--- BEGIN Recorded information ---

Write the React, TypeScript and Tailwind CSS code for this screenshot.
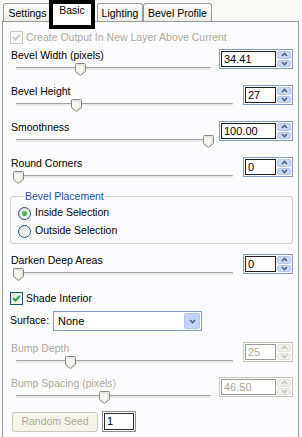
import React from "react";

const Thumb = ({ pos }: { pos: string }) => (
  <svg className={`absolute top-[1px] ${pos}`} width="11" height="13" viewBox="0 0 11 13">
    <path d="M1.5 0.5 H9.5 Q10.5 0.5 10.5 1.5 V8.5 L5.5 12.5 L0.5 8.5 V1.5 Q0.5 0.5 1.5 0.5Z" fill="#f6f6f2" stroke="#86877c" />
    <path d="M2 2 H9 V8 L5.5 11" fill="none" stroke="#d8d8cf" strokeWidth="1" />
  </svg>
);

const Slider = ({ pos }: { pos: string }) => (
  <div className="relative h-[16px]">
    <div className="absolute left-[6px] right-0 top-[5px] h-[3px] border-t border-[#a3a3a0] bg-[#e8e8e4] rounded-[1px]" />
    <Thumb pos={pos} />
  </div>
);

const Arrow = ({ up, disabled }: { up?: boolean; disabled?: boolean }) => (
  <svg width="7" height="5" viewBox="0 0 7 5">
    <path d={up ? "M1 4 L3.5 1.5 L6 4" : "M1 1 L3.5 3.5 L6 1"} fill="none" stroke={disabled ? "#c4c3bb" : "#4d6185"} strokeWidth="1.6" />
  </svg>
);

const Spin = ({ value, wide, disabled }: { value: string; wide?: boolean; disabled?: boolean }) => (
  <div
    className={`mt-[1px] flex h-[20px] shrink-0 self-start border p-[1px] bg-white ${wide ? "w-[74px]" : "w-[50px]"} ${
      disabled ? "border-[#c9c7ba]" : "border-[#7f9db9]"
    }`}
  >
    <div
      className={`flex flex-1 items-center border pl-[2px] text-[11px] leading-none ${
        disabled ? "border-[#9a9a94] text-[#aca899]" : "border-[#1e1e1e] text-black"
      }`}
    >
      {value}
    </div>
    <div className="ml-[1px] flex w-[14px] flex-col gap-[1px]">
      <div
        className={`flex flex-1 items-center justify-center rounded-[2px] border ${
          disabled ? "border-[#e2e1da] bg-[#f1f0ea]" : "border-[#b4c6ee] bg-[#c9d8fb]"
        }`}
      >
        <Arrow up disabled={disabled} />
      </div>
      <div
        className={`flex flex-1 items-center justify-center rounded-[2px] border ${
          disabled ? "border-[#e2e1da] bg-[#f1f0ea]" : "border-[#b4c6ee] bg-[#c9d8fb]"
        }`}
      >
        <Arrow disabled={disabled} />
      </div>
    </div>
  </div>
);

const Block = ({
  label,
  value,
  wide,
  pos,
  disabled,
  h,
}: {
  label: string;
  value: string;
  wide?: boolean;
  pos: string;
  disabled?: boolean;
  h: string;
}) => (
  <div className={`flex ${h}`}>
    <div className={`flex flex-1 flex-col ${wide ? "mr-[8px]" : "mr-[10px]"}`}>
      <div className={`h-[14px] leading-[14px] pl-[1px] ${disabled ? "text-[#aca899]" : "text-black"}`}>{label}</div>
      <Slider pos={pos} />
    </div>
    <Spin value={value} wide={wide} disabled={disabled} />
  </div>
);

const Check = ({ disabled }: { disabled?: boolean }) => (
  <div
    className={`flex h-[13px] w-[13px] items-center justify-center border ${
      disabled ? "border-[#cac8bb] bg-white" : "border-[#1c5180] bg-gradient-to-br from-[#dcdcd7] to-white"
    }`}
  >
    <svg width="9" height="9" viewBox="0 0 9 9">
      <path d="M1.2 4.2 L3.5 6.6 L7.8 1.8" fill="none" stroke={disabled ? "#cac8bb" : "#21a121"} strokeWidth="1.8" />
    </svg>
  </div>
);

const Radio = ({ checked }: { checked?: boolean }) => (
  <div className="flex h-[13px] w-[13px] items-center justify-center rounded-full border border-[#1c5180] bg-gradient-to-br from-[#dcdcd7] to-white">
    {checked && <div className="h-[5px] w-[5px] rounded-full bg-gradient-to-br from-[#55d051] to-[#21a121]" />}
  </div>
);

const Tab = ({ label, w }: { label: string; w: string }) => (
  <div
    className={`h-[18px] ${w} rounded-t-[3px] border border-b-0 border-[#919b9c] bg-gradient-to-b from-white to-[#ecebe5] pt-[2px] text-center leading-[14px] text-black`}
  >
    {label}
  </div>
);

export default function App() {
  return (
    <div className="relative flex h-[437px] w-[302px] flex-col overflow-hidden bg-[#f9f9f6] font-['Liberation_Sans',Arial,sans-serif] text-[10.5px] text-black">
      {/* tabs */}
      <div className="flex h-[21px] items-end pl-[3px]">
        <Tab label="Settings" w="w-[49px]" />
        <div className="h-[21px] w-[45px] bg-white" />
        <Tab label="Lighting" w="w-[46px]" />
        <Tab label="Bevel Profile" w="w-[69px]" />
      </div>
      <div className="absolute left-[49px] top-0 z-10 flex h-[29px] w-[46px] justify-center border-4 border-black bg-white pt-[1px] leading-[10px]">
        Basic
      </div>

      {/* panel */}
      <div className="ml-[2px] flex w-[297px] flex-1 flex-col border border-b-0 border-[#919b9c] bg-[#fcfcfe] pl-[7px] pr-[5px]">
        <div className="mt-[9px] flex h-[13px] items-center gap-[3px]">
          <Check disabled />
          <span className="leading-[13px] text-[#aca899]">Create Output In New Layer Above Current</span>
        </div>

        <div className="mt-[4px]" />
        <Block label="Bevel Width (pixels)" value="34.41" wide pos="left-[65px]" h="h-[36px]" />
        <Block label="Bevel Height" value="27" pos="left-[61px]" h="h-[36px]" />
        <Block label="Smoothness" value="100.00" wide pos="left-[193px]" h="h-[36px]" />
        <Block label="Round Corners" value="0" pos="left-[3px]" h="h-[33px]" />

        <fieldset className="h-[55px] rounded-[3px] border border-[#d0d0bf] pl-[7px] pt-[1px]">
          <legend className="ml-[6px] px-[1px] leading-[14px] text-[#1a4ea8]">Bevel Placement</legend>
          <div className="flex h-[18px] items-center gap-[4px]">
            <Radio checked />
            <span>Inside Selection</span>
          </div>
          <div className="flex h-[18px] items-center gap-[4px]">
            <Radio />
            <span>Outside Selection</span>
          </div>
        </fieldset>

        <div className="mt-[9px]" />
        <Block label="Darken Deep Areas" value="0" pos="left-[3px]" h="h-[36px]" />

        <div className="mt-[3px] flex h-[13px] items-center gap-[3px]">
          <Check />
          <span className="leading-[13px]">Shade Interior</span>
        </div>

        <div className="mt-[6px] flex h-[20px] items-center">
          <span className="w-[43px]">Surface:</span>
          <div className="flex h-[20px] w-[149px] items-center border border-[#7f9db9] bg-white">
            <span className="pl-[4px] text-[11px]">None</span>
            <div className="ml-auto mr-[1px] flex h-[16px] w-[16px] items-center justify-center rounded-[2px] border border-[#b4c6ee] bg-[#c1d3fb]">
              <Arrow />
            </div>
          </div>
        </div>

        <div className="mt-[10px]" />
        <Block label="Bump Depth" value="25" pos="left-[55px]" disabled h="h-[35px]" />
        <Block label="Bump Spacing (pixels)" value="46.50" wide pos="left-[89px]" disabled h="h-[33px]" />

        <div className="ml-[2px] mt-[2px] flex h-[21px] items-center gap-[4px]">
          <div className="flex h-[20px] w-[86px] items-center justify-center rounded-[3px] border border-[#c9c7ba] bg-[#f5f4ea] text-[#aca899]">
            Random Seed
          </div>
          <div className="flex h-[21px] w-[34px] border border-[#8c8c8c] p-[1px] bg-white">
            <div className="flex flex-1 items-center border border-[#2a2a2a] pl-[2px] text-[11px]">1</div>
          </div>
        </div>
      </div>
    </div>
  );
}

--- END Recorded information ---

● **Exercise**: Check every line of the data above for the string "React", and copy those that have it.

● **Correct response**:
Write the React, TypeScript and Tailwind CSS code for this screenshot.
import React from "react";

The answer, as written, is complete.